화학공학소재연구정보센터
Langmuir, Vol.11, No.6, 2137-2142, 1995
Critical Depletion of a Pure Fluid in Controlled-Pore Glass - Experimental Results and Grand-Canonical Ensemble Monte-Carlo Simulation
The effect of confined geometry on the critical-adsorption of a fluid has been studied by measuring the physisorption of sulfur hexafluoride (SF6) in a mesoporous controlled-pore glass (CPG, mean pore width 31 nm) along an isochoric path at the critical density rho(c) in the one-phase region above the critical temperature of the fluid (15 K greater than or equal to T - T-c greater than or equal to 0.3 K).
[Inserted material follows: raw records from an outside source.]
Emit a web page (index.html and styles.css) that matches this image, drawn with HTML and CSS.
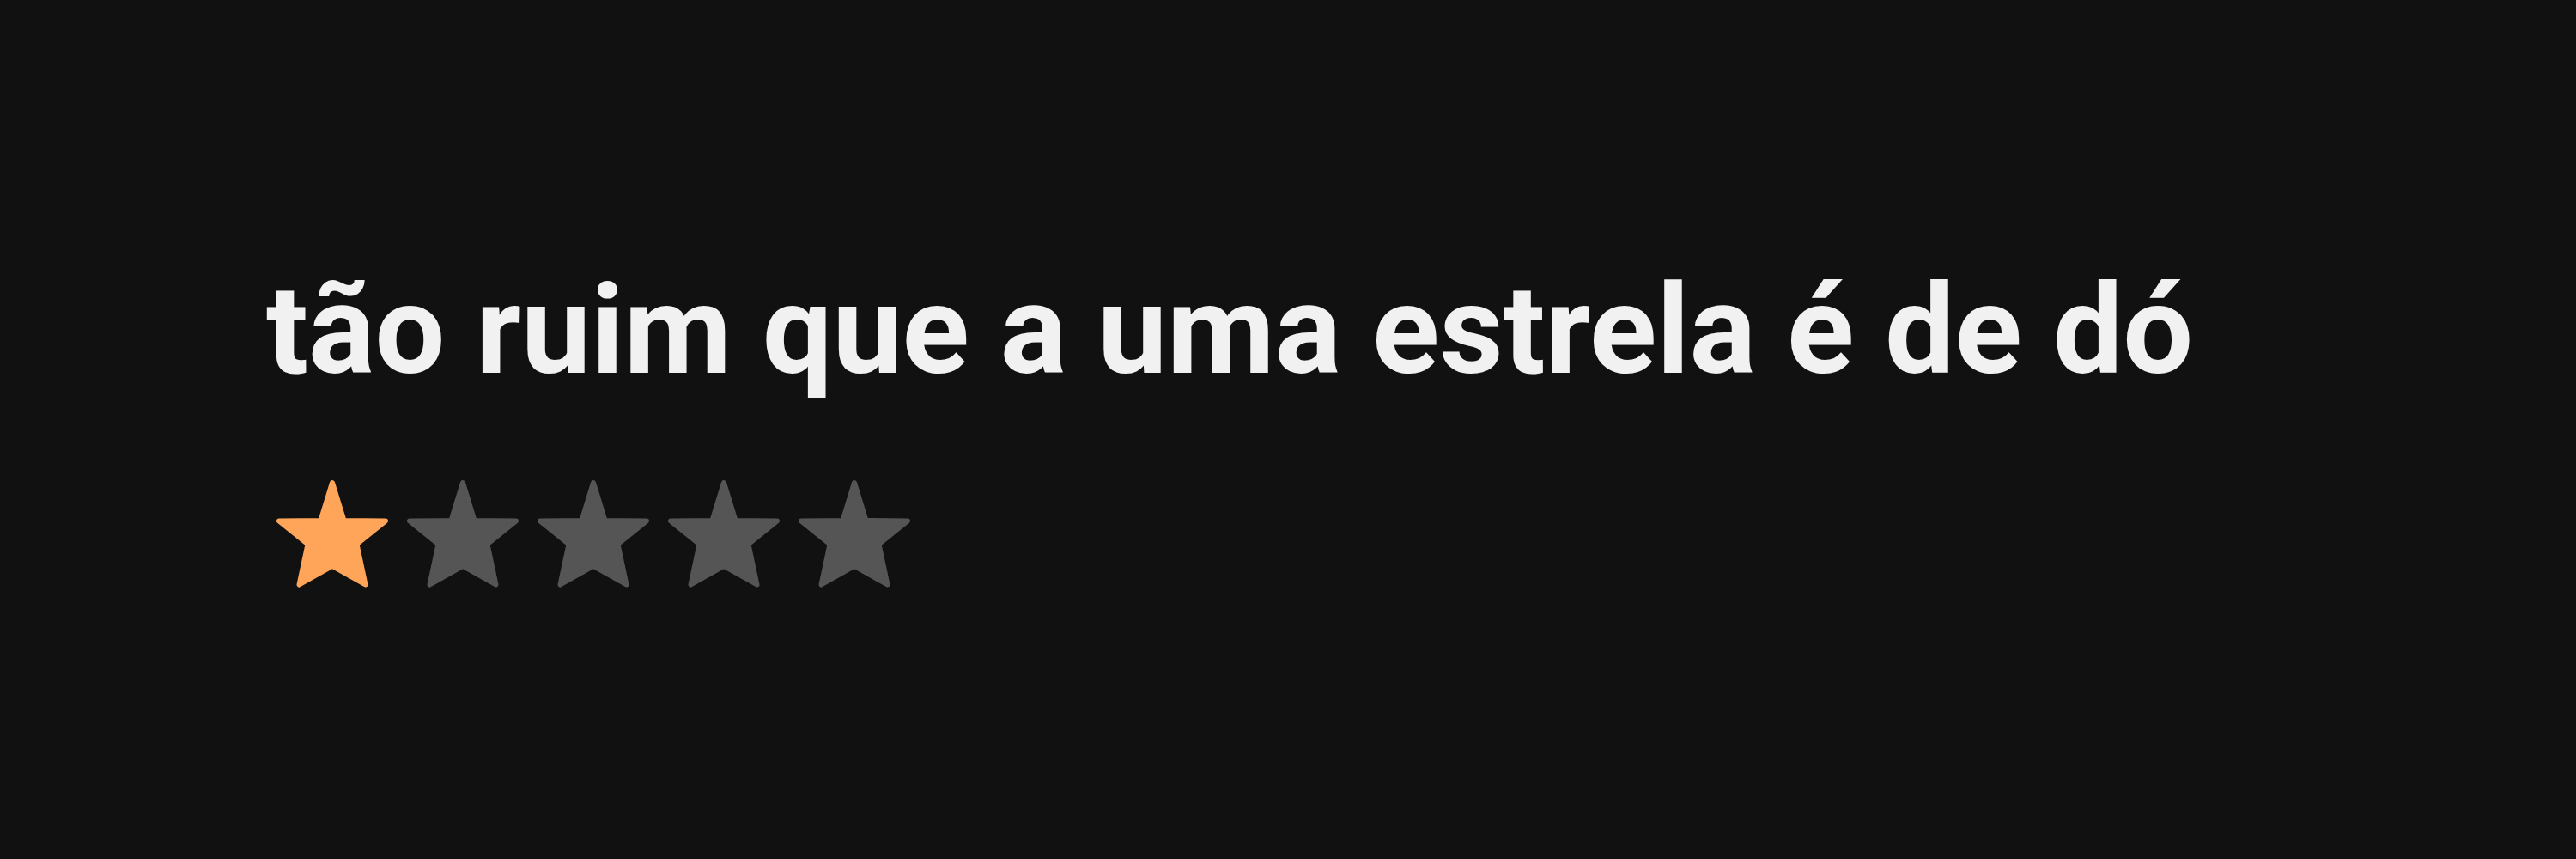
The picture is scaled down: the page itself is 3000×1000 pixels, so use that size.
FILE: index.html
```
<!DOCTYPE html>
<html lang="pt-BR">
<head>
	<meta charset="UTF-8">
	<title>Avaliação</title>
	<link rel="stylesheet" href="styles.css">
</head>
<body>
	<div class="review">
		<h1 class="title">tão ruim que a uma estrela é de dó</h1>
		<div class="stars">
			<svg class="star active" viewBox="0 0 152 152"><path d="M76 16L89.500 60L138 60.500L104.500 87.500L114.500 134.500L76 113L37.500 134.500L47.500 87.500L14 60.500L62.500 60Z"/></svg>
			<svg class="star" viewBox="0 0 152 152"><path d="M76 16L89.500 60L138 60.500L104.500 87.500L114.500 134.500L76 113L37.500 134.500L47.500 87.500L14 60.500L62.500 60Z"/></svg>
			<svg class="star" viewBox="0 0 152 152"><path d="M76 16L89.500 60L138 60.500L104.500 87.500L114.500 134.500L76 113L37.500 134.500L47.500 87.500L14 60.500L62.500 60Z"/></svg>
			<svg class="star" viewBox="0 0 152 152"><path d="M76 16L89.500 60L138 60.500L104.500 87.500L114.500 134.500L76 113L37.500 134.500L47.500 87.500L14 60.500L62.500 60Z"/></svg>
			<svg class="star" viewBox="0 0 152 152"><path d="M76 16L89.500 60L138 60.500L104.500 87.500L114.500 134.500L76 113L37.500 134.500L47.500 87.500L14 60.500L62.500 60Z"/></svg>
		</div>
	</div>
</body>
</html>
```

FILE: styles.css
```
*{margin: 0;padding: 0;box-sizing: border-box;}
body{
	background: #111112;
}
.review{
	height: 1000px;
	padding: 304px 0 0 310px;
}
.title{
	font: bold 145px/160px Roboto, sans-serif;
	letter-spacing: -.12px;
	color: #f1f1f1;
	white-space: nowrap;
}
.stars{
	display: flex;
	margin: 82px 0 0 1px;
}
.star{
	width: 152px;
	height: 152px;
	fill: #555;
	stroke: #555;
	stroke-width: 6;
	stroke-linejoin: round;
}
.star.active{
	fill: #ffa559;
	stroke: #ffa559;
}
```
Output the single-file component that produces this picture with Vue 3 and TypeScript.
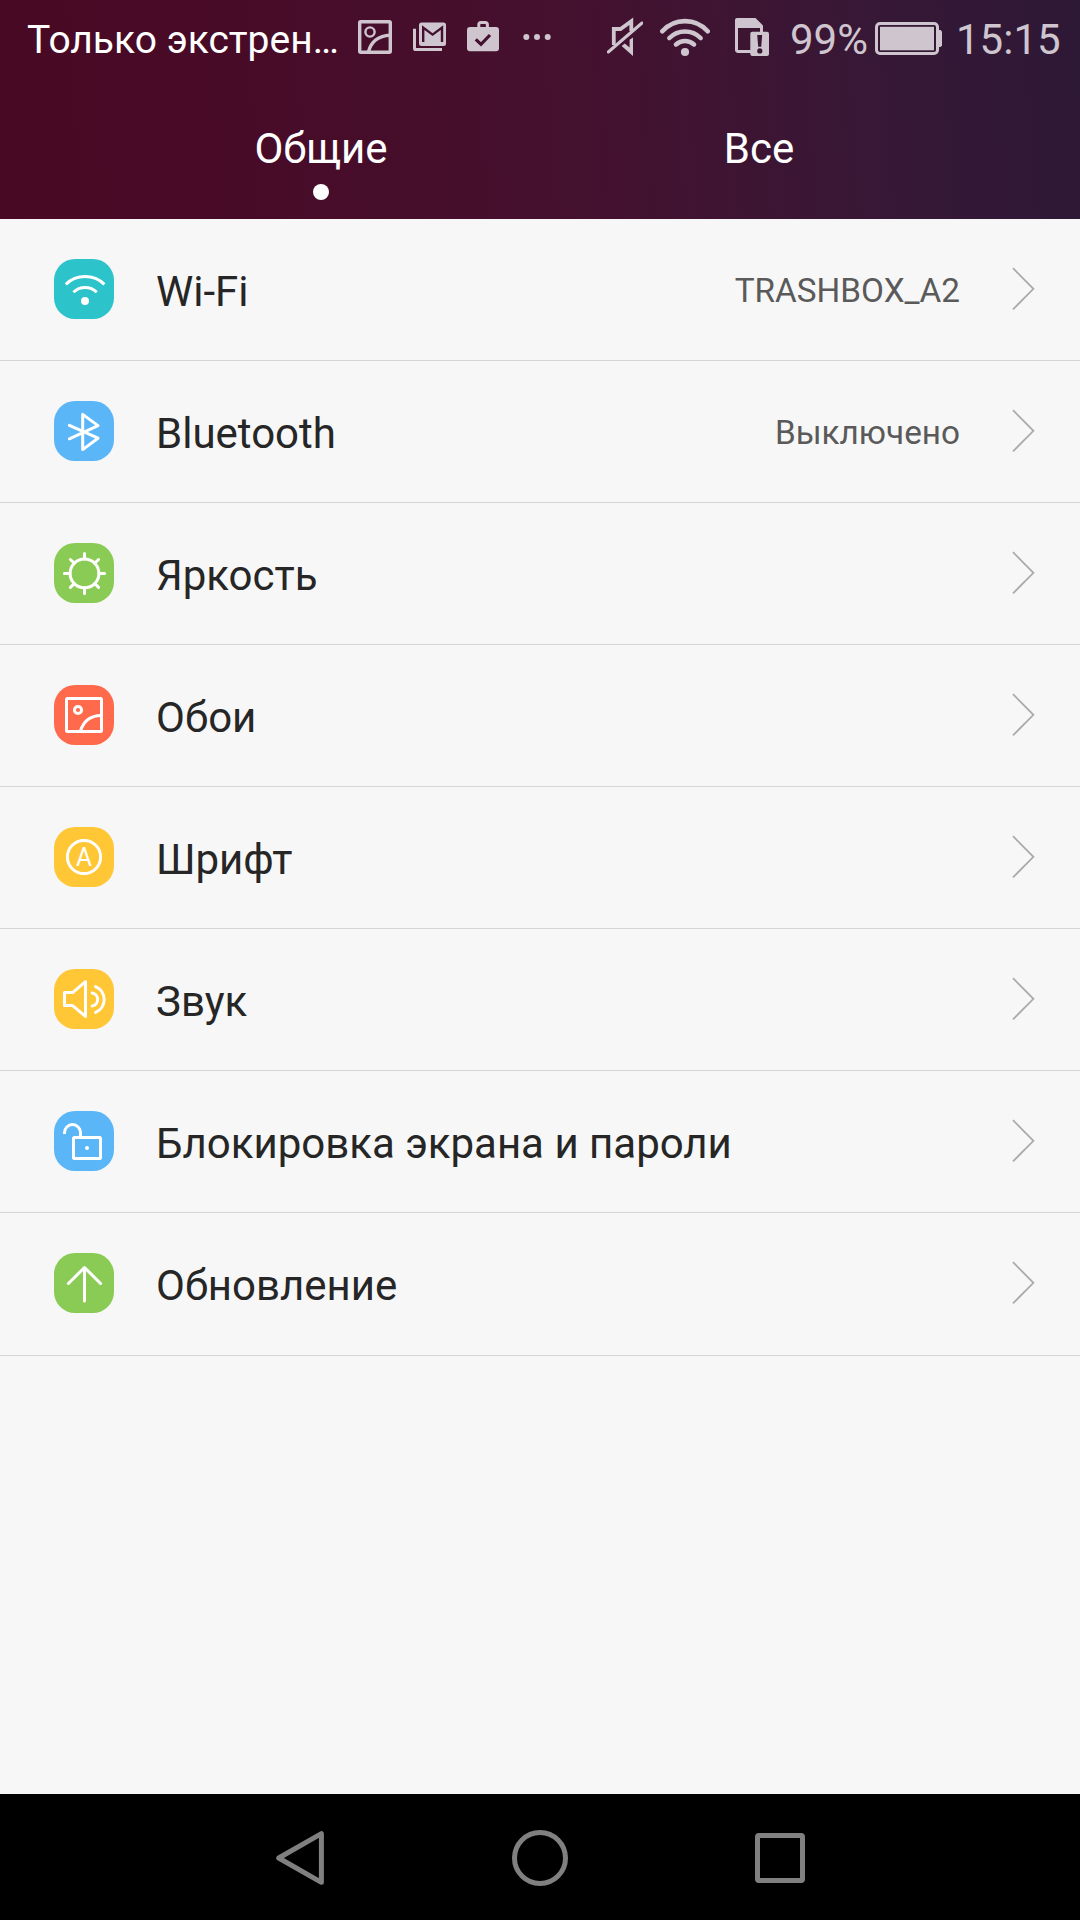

Whereas the surface excess amount of a fluid against a single planar adsorbing surface is expected to increase in a monotonic way along rho = rho(c) for T --> T-c, it is found for the present system that the excess amount of fluid in the pore reaches a maximum at T - T-c approximate to 1.5 K and then decreases sharply on further approaching T-c along the critical isochore. Close to the critical point (T - T-c < 0.3 K) the mean density of the pore fluid even tends to values lower than the density of the bulk fluid. A grand canonical ensemble (GCE) Monte Carlo simulation of a fluid between two parallel walls (wall-to-wall distance 20 molecular diameters) in equilibrium with a bulk reservoir at the critical density suggests that this effect can be attributed to a depletion in the core region of tbe pore as T approaches T-c.